Michael Sohn, Associated Press
In this April 29, 2015 file photo Lufthansa CEO Carsten Spohr walks by a memorial place after he signed a condolence book for the victims of the Germanwings plane crash in France upon his arrival for the annual shareholders' meeting of Lufthansa in Hamburg, Germany. A group of parents whose children were killed in the Germanwings plane crash in March on Tuesday, July 21, 2015 released a scathing letter to Lufthansa’s CEO, accusing him of ignoring their needs and feelings and insulting them with his company’s compensation offer.

BERLIN — A group of parents whose children were killed in the Germanwings plane crash in March on Tuesday released a scathing letter to Lufthansa's CEO, accusing him of ignoring their needs and feelings and insulting them with his company's compensation offer.

The parents of 16 students from the town of Haltern accused Carsten Spohr of never having spoken with relatives to apologize — a claim disputed by the airline.

The letter comes amid negotiations with Lufthansa, Germanwings' parent airline, over compensation for the March 24 crash.

Prosecutors believe the Airbus A320 was intentionally crashed into a French mountain by co-pilot Andreas Lubitz killing all 150 people on board the flight from Barcelona to Duesseldorf. Lufthansa has offered around 100,000 euros ($108,000) per family, depending upon its size.

German lawyer Elmar Giemulla, who represents the Haltern victims, has said the offer is far too low and is seeking at least three times that amount.

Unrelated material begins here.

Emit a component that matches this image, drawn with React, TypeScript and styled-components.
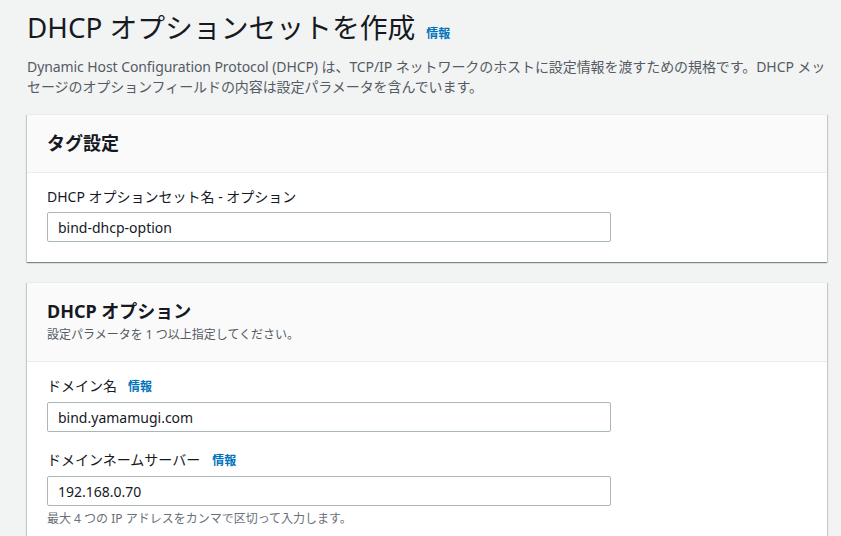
import styled, { createGlobalStyle } from 'styled-components';

const GlobalStyle = createGlobalStyle`
  html, body {
    margin: 0;
    padding: 0;
    background: #f2f3f3;
  }
  body {
    font-family: 'Noto Sans', 'Noto Sans CJK JP', sans-serif;
    color: #16191f;
    -webkit-font-smoothing: antialiased;
  }
`;

const Page = styled.div`
  padding: 7px 14px 0 27px;
  display: flex;
  flex-direction: column;
  width: 841px;
  height: 536px;
  box-sizing: border-box;
  overflow: hidden;
`;

const TitleRow = styled.div`
  display: flex;
  align-items: baseline;
  gap: 11px;
`;

const Title = styled.h1`
  margin: 0;
  font-size: 27.8px;
  font-weight: 400;
  line-height: 40px;
  color: #16191f;
`;

const InfoLink = styled.a<{ $gap?: number }>`
  font-size: 12px;
  font-weight: 700;
  color: #0073bb;
  text-decoration: none;
  margin-left: ${(p) => p.$gap ?? 0}px;
`;

const Intro = styled.p`
  margin: 10px 0 0;
  font-size: 14px;
  letter-spacing: -0.08px;
  line-height: 20px;
  color: #545b64;
`;

const Card = styled.section<{ $top: number }>`
  margin-top: ${(p) => p.$top}px;
  background: #fff;
  box-shadow: 0 1px 1px 0 rgba(0, 28, 36, 0.3), 1px 1px 1px 0 rgba(0, 28, 36, 0.15),
    -1px 1px 1px 0 rgba(0, 28, 36, 0.15);
  border-top: 1px solid #eaeded;
`;

const CardHeader = styled.header<{ $sub?: boolean }>`
  background: #fafafa;
  border-bottom: 1px solid #eaeded;
  padding: ${(p) => (p.$sub ? '16px 20px 18px' : '16px 20px 16px')};
`;

const CardTitle = styled.h2`
  margin: 0;
  font-size: 18px;
  font-weight: 700;
  line-height: 25px;
  color: #16191f;
`;

const CardSub = styled.div`
  margin-top: 3px;
  font-size: 12px;
  line-height: 16px;
  color: #545b64;
`;

const CardBody = styled.div`
  padding: 13px 20px 20px;
  display: flex;
  flex-direction: column;
  gap: 17px;
`;

const Field = styled.div`
  display: flex;
  flex-direction: column;
`;

const Label = styled.label`
  font-size: 14px;
  line-height: 22px;
  color: #16191f;
  margin-bottom: 4px;
  display: flex;
  align-items: baseline;
`;

const Input = styled.input`
  width: 564px;
  height: 30px;
  box-sizing: border-box;
  border: 1px solid #aab7b8;
  border-radius: 2px;
  padding: 0 10px;
  font-family: 'Noto Sans', 'Noto Sans CJK JP', sans-serif;
  font-size: 14px;
  color: #16191f;
  background: #fff;
  outline: none;
`;

const Hint = styled.div`
  font-size: 12px;
  line-height: 16px;
  color: #687078;
  margin-top: 5px;
`;

const App = () => {
  return (
    <>
      <GlobalStyle />
      <Page>
        <TitleRow>
          <Title>DHCP オプションセットを作成</Title>
          <InfoLink href="#">情報</InfoLink>
        </TitleRow>
        <Intro>
          Dynamic Host Configuration Protocol (DHCP) は、TCP/IP ネットワークのホストに設定情報を渡すための規格です。DHCP メッセージのオプションフィールドの内容は設定パラメータを含んでいます。
        </Intro>

        <Card $top={17}>
          <CardHeader>
            <CardTitle>タグ設定</CardTitle>
          </CardHeader>
          <CardBody>
            <Field>
              <Label>DHCP オプションセット名 - オプション</Label>
              <Input defaultValue="bind-dhcp-option" />
            </Field>
          </CardBody>
        </Card>

        <Card $top={20}>
          <CardHeader $sub>
            <CardTitle>DHCP オプション</CardTitle>
            <CardSub>設定パラメータを 1 つ以上指定してください。</CardSub>
          </CardHeader>
          <CardBody>
            <Field>
              <Label>
                ドメイン名<InfoLink href="#" $gap={11}>情報</InfoLink>
              </Label>
              <Input defaultValue="bind.yamamugi.com" />
            </Field>
            <Field>
              <Label>
                ドメインネームサーバー<InfoLink href="#" $gap={12}>情報</InfoLink>
              </Label>
              <Input defaultValue="192.168.0.70" />
              <Hint>最大 4 つの IP アドレスをカンマで区切って入力します。</Hint>
            </Field>
          </CardBody>
        </Card>
      </Page>
    </>
  );
};

export default App;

In their letter, provided by Giemulla, the parents, along with the fiance and husband of the two teachers who were with the Haltern school group killed in the crash, said Spohr talked to a lot of newspapers, "but you haven't spoken with us."

"You saw us at the memorial service in Haltern and the memorial in Cologne," they wrote. "A couple of personal words would have shown us that you were not only there for the public, but also for us."

They added that Lufthansa's compensation offer "deeply insults us, and above all else our children."

Lufthansa spokesman Andreas Bartels said, however, that Spohr had made every effort to talk with families, and attended not only the services in Haltern and Cologne but also had been to Barcelona and twice to the crash site.

"Mr. Spohr was in touch with many relatives and friends and family of the victims but it's obvious that he was not able to be in personal touch with each and every one of the more than 1,000 relatives that we have," he said.

Parents of the Haltern victims were among those he talked to, and he also sent a condolence letter apologizing to all families, Bartels added.

Frank Jordans contributed to this story.